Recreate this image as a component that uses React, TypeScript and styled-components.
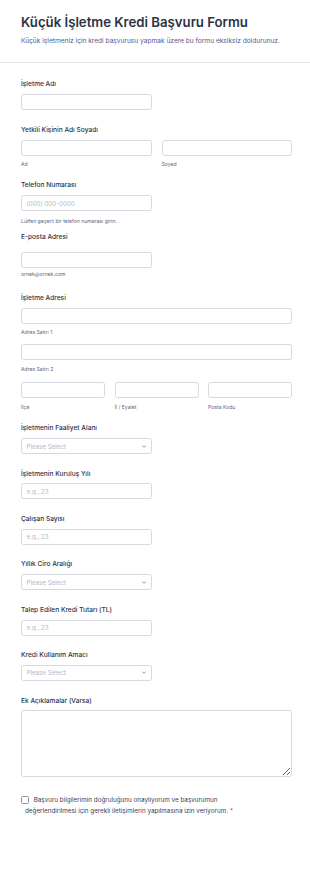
import React from "react";
import styled, { createGlobalStyle } from "styled-components";

const GlobalStyle = createGlobalStyle`
  html, body { margin: 0; padding: 0; background: #ffffff; }
  body { font-family: Inter, "Noto Sans", "Liberation Sans", sans-serif; color: #2c3345; }
  * { box-sizing: border-box; }
`;

const Page = styled.div`
  width: 310px;
  min-height: 892px;
  background: #ffffff;
`;

const Header = styled.header`
  padding: 14px 18px 17px 21px;
  border-bottom: 1px solid #e6e7ec;
`;

const Title = styled.h1`
  margin: 0;
  font-size: 13.2px;
  line-height: 17px;
  font-weight: 600;
  color: #2c3345;
`;

const Subtitle = styled.p`
  margin: 6px 0 0;
  font-size: 6.6px;
  line-height: 8px;
  color: #4a5c92;
`;

const Form = styled.form`
  padding: 16px 18px 0 21px;
`;

const Field = styled.div<{ $mb?: number }>`
  margin-bottom: ${(p) => p.$mb ?? 14.6}px;
`;

const Label = styled.label<{ $mb?: number }>`
  display: block;
  font-size: 6.6px;
  line-height: 10px;
  font-weight: 500;
  color: #2c3345;
  margin-bottom: ${(p) => p.$mb ?? 4.8}px;
`;

const Row = styled.div<{ $cols: number; $gap: number }>`
  display: grid;
  grid-template-columns: repeat(${(p) => p.$cols}, 1fr);
  column-gap: ${(p) => p.$gap}px;
`;

const Cell = styled.div<{ $mb?: number }>`
  margin-bottom: ${(p) => p.$mb ?? 0}px;
`;

const Input = styled.input<{ $half?: boolean }>`
  display: block;
  width: ${(p) => (p.$half ? "calc((100% - 10px) / 2)" : "100%")};
  height: 16px;
  padding: 0 4.5px;
  border: 1px solid #d6d9e2;
  border-radius: 2.5px;
  background: #ffffff;
  font-family: inherit;
  font-size: 6.2px;
  color: #2c3345;
  outline: none;
  &::placeholder { color: #b1b7c7; }
`;

const SelectWrap = styled.div`
  position: relative;
  width: calc((100% - 10px) / 2);
  height: 16px;
`;

const Select = styled.select`
  display: block;
  width: 100%;
  height: 16px;
  padding: 0 4.5px;
  border: 1px solid #d6d9e2;
  border-radius: 2.5px;
  background: #ffffff;
  font-family: inherit;
  font-size: 6.2px;
  color: #b1b7c7;
  appearance: none;
  -webkit-appearance: none;
  outline: none;
`;

const Chevron = styled.svg`
  position: absolute;
  right: 5.5px;
  top: 6.5px;
  width: 4px;
  height: 3px;
  pointer-events: none;
`;

const SubLabel = styled.div<{ $mt?: number }>`
  margin-top: ${(p) => p.$mt ?? 5}px;
  font-size: 5.1px;
  line-height: 6px;
  color: #5d6680;
`;

const TextArea = styled.textarea`
  display: block;
  width: 100%;
  height: 67px;
  padding: 4px 5px;
  border: 1px solid #d6d9e2;
  border-radius: 2.5px;
  font-family: inherit;
  font-size: 6.2px;
  outline: none;
`;

const Consent = styled.label`
  display: block;
  width: 242px;
  margin-top: 18px;
  padding-left: 4px;
  text-indent: -4px;
  font-size: 6.3px;
  line-height: 10.5px;
  color: #3a4058;
`;

const Box = styled.span`
  display: inline-block;
  width: 8px;
  height: 8px;
  margin-right: 4.7px;
  border: 1px solid #8d92a3;
  border-radius: 1.5px;
  vertical-align: -2px;
  text-indent: 0;
`;

const Req = styled.span`
  color: #f23a3c;
  margin-left: 2px;
`;

const SelectBox = ({ id }: { id: string }) => (
  <SelectWrap>
    <Select id={id} defaultValue="">
      <option value="">Please Select</option>
    </Select>
    <Chevron viewBox="0 0 8 5" fill="none">
      <path d="M1 1l3 3 3-3" stroke="#57647e" strokeWidth="1.4" strokeLinecap="round" strokeLinejoin="round" />
    </Chevron>
  </SelectWrap>
);

export default function App() {
  return (
    <Page>
      <GlobalStyle />
      <Header>
        <Title>Küçük İşletme Kredi Başvuru Formu</Title>
        <Subtitle>Küçük işletmeniz için kredi başvurusu yapmak üzere bu formu eksiksiz doldurunuz.</Subtitle>
      </Header>
      <Form onSubmit={(e) => e.preventDefault()}>
        <Field $mb={15.2}>
          <Label htmlFor="isletme">İşletme Adı</Label>
          <Input id="isletme" $half />
        </Field>

        <Field $mb={13.5}>
          <Label>Yetkili Kişinin Adı Soyadı</Label>
          <Row $cols={2} $gap={10}>
            <Cell>
              <Input />
              <SubLabel>Ad</SubLabel>
            </Cell>
            <Cell>
              <Input />
              <SubLabel>Soyad</SubLabel>
            </Cell>
          </Row>
        </Field>

        <Field $mb={8}>
          <Label htmlFor="tel">Telefon Numarası</Label>
          <Input id="tel" $half placeholder="(000) 000-0000" />
          <SubLabel $mt={6.6}>Lütfen geçerli bir telefon numarası girin.</SubLabel>
        </Field>

        <Field $mb={16}>
          <Label htmlFor="mail" $mb={10}>E-posta Adresi</Label>
          <Input id="mail" $half />
          <SubLabel $mt={3.6}>ornek@ornek.com</SubLabel>
        </Field>

        <Field $mb={13.6}>
          <Label>İşletme Adresi</Label>
          <Cell $mb={9.6}>
            <Input />
            <SubLabel $mt={4.6}>Adres Satırı 1</SubLabel>
          </Cell>
          <Cell $mb={9.7}>
            <Input />
            <SubLabel $mt={5.7}>Adres Satırı 2</SubLabel>
          </Cell>
          <Row $cols={3} $gap={9.5}>
            <Cell>
              <Input />
              <SubLabel $mt={6}>İlçe</SubLabel>
            </Cell>
            <Cell>
              <Input />
              <SubLabel $mt={6}>İl / Eyalet</SubLabel>
            </Cell>
            <Cell>
              <Input />
              <SubLabel $mt={6}>Posta Kodu</SubLabel>
            </Cell>
          </Row>
        </Field>

        <Field>
          <Label htmlFor="faaliyet">İşletmenin Faaliyet Alanı</Label>
          <SelectBox id="faaliyet" />
        </Field>

        <Field>
          <Label htmlFor="yil">İşletmenin Kuruluş Yılı</Label>
          <Input id="yil" $half placeholder="e.g., 23" />
        </Field>

        <Field>
          <Label htmlFor="calisan">Çalışan Sayısı</Label>
          <Input id="calisan" $half placeholder="e.g., 23" />
        </Field>

        <Field>
          <Label htmlFor="ciro">Yıllık Ciro Aralığı</Label>
          <SelectBox id="ciro" />
        </Field>

        <Field>
          <Label htmlFor="tutar">Talep Edilen Kredi Tutarı (TL)</Label>
          <Input id="tutar" $half placeholder="e.g., 23" />
        </Field>

        <Field>
          <Label htmlFor="amac">Kredi Kullanım Amacı</Label>
          <SelectBox id="amac" />
        </Field>

        <Field $mb={0}>
          <Label htmlFor="ek">Ek Açıklamalar (Varsa)</Label>
          <TextArea id="ek" />
        </Field>

        <Consent>
          <Box />
          Başvuru bilgilerimin doğruluğunu onaylıyorum ve başvurumun değerlendirilmesi için gerekli iletişimlerin yapılmasına izin veriyorum.
          <Req>*</Req>
        </Consent>
      </Form>
    </Page>
  );
}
****
**TASK BRIEF:** Restate the whole of the material word for word without the pictures.

**TASK RESULT:**
Recreate this image as a component that uses React, TypeScript and styled-components.
import React from "react";
import styled, { createGlobalStyle } from "styled-components";

const GlobalStyle = createGlobalStyle`
  html, body { margin: 0; padding: 0; background: #ffffff; }
  body { font-family: Inter, "Noto Sans", "Liberation Sans", sans-serif; color: #2c3345; }
  * { box-sizing: border-box; }
`;

const Page = styled.div`
  width: 310px;
  min-height: 892px;
  background: #ffffff;
`;

const Header = styled.header`
  padding: 14px 18px 17px 21px;
  border-bottom: 1px solid #e6e7ec;
`;

const Title = styled.h1`
  margin: 0;
  font-size: 13.2px;
  line-height: 17px;
  font-weight: 600;
  color: #2c3345;
`;

const Subtitle = styled.p`
  margin: 6px 0 0;
  font-size: 6.6px;
  line-height: 8px;
  color: #4a5c92;
`;

const Form = styled.form`
  padding: 16px 18px 0 21px;
`;

const Field = styled.div<{ $mb?: number }>`
  margin-bottom: ${(p) => p.$mb ?? 14.6}px;
`;

const Label = styled.label<{ $mb?: number }>`
  display: block;
  font-size: 6.6px;
  line-height: 10px;
  font-weight: 500;
  color: #2c3345;
  margin-bottom: ${(p) => p.$mb ?? 4.8}px;
`;

const Row = styled.div<{ $cols: number; $gap: number }>`
  display: grid;
  grid-template-columns: repeat(${(p) => p.$cols}, 1fr);
  column-gap: ${(p) => p.$gap}px;
`;

const Cell = styled.div<{ $mb?: number }>`
  margin-bottom: ${(p) => p.$mb ?? 0}px;
`;

const Input = styled.input<{ $half?: boolean }>`
  display: block;
  width: ${(p) => (p.$half ? "calc((100% - 10px) / 2)" : "100%")};
  height: 16px;
  padding: 0 4.5px;
  border: 1px solid #d6d9e2;
  border-radius: 2.5px;
  background: #ffffff;
  font-family: inherit;
  font-size: 6.2px;
  color: #2c3345;
  outline: none;
  &::placeholder { color: #b1b7c7; }
`;

const SelectWrap = styled.div`
  position: relative;
  width: calc((100% - 10px) / 2);
  height: 16px;
`;

const Select = styled.select`
  display: block;
  width: 100%;
  height: 16px;
  padding: 0 4.5px;
  border: 1px solid #d6d9e2;
  border-radius: 2.5px;
  background: #ffffff;
  font-family: inherit;
  font-size: 6.2px;
  color: #b1b7c7;
  appearance: none;
  -webkit-appearance: none;
  outline: none;
`;

const Chevron = styled.svg`
  position: absolute;
  right: 5.5px;
  top: 6.5px;
  width: 4px;
  height: 3px;
  pointer-events: none;
`;

const SubLabel = styled.div<{ $mt?: number }>`
  margin-top: ${(p) => p.$mt ?? 5}px;
  font-size: 5.1px;
  line-height: 6px;
  color: #5d6680;
`;

const TextArea = styled.textarea`
  display: block;
  width: 100%;
  height: 67px;
  padding: 4px 5px;
  border: 1px solid #d6d9e2;
  border-radius: 2.5px;
  font-family: inherit;
  font-size: 6.2px;
  outline: none;
`;

const Consent = styled.label`
  display: block;
  width: 242px;
  margin-top: 18px;
  padding-left: 4px;
  text-indent: -4px;
  font-size: 6.3px;
  line-height: 10.5px;
  color: #3a4058;
`;

const Box = styled.span`
  display: inline-block;
  width: 8px;
  height: 8px;
  margin-right: 4.7px;
  border: 1px solid #8d92a3;
  border-radius: 1.5px;
  vertical-align: -2px;
  text-indent: 0;
`;

const Req = styled.span`
  color: #f23a3c;
  margin-left: 2px;
`;

const SelectBox = ({ id }: { id: string }) => (
  <SelectWrap>
    <Select id={id} defaultValue="">
      <option value="">Please Select</option>
    </Select>
    <Chevron viewBox="0 0 8 5" fill="none">
      <path d="M1 1l3 3 3-3" stroke="#57647e" strokeWidth="1.4" strokeLinecap="round" strokeLinejoin="round" />
    </Chevron>
  </SelectWrap>
);

export default function App() {
  return (
    <Page>
      <GlobalStyle />
      <Header>
        <Title>Küçük İşletme Kredi Başvuru Formu</Title>
        <Subtitle>Küçük işletmeniz için kredi başvurusu yapmak üzere bu formu eksiksiz doldurunuz.</Subtitle>
      </Header>
      <Form onSubmit={(e) => e.preventDefault()}>
        <Field $mb={15.2}>
          <Label htmlFor="isletme">İşletme Adı</Label>
          <Input id="isletme" $half />
        </Field>

        <Field $mb={13.5}>
          <Label>Yetkili Kişinin Adı Soyadı</Label>
          <Row $cols={2} $gap={10}>
            <Cell>
              <Input />
              <SubLabel>Ad</SubLabel>
            </Cell>
            <Cell>
              <Input />
              <SubLabel>Soyad</SubLabel>
            </Cell>
          </Row>
        </Field>

        <Field $mb={8}>
          <Label htmlFor="tel">Telefon Numarası</Label>
          <Input id="tel" $half placeholder="(000) 000-0000" />
          <SubLabel $mt={6.6}>Lütfen geçerli bir telefon numarası girin.</SubLabel>
        </Field>

        <Field $mb={16}>
          <Label htmlFor="mail" $mb={10}>E-posta Adresi</Label>
          <Input id="mail" $half />
          <SubLabel $mt={3.6}>ornek@ornek.com</SubLabel>
        </Field>

        <Field $mb={13.6}>
          <Label>İşletme Adresi</Label>
          <Cell $mb={9.6}>
            <Input />
            <SubLabel $mt={4.6}>Adres Satırı 1</SubLabel>
          </Cell>
          <Cell $mb={9.7}>
            <Input />
            <SubLabel $mt={5.7}>Adres Satırı 2</SubLabel>
          </Cell>
          <Row $cols={3} $gap={9.5}>
            <Cell>
              <Input />
              <SubLabel $mt={6}>İlçe</SubLabel>
            </Cell>
            <Cell>
              <Input />
              <SubLabel $mt={6}>İl / Eyalet</SubLabel>
            </Cell>
            <Cell>
              <Input />
              <SubLabel $mt={6}>Posta Kodu</SubLabel>
            </Cell>
          </Row>
        </Field>

        <Field>
          <Label htmlFor="faaliyet">İşletmenin Faaliyet Alanı</Label>
          <SelectBox id="faaliyet" />
        </Field>

        <Field>
          <Label htmlFor="yil">İşletmenin Kuruluş Yılı</Label>
          <Input id="yil" $half placeholder="e.g., 23" />
        </Field>

        <Field>
          <Label htmlFor="calisan">Çalışan Sayısı</Label>
          <Input id="calisan" $half placeholder="e.g., 23" />
        </Field>

        <Field>
          <Label htmlFor="ciro">Yıllık Ciro Aralığı</Label>
          <SelectBox id="ciro" />
        </Field>

        <Field>
          <Label htmlFor="tutar">Talep Edilen Kredi Tutarı (TL)</Label>
          <Input id="tutar" $half placeholder="e.g., 23" />
        </Field>

        <Field>
          <Label htmlFor="amac">Kredi Kullanım Amacı</Label>
          <SelectBox id="amac" />
        </Field>

        <Field $mb={0}>
          <Label htmlFor="ek">Ek Açıklamalar (Varsa)</Label>
          <TextArea id="ek" />
        </Field>

        <Consent>
          <Box />
          Başvuru bilgilerimin doğruluğunu onaylıyorum ve başvurumun değerlendirilmesi için gerekli iletişimlerin yapılmasına izin veriyorum.
          <Req>*</Req>
        </Consent>
      </Form>
    </Page>
  );
}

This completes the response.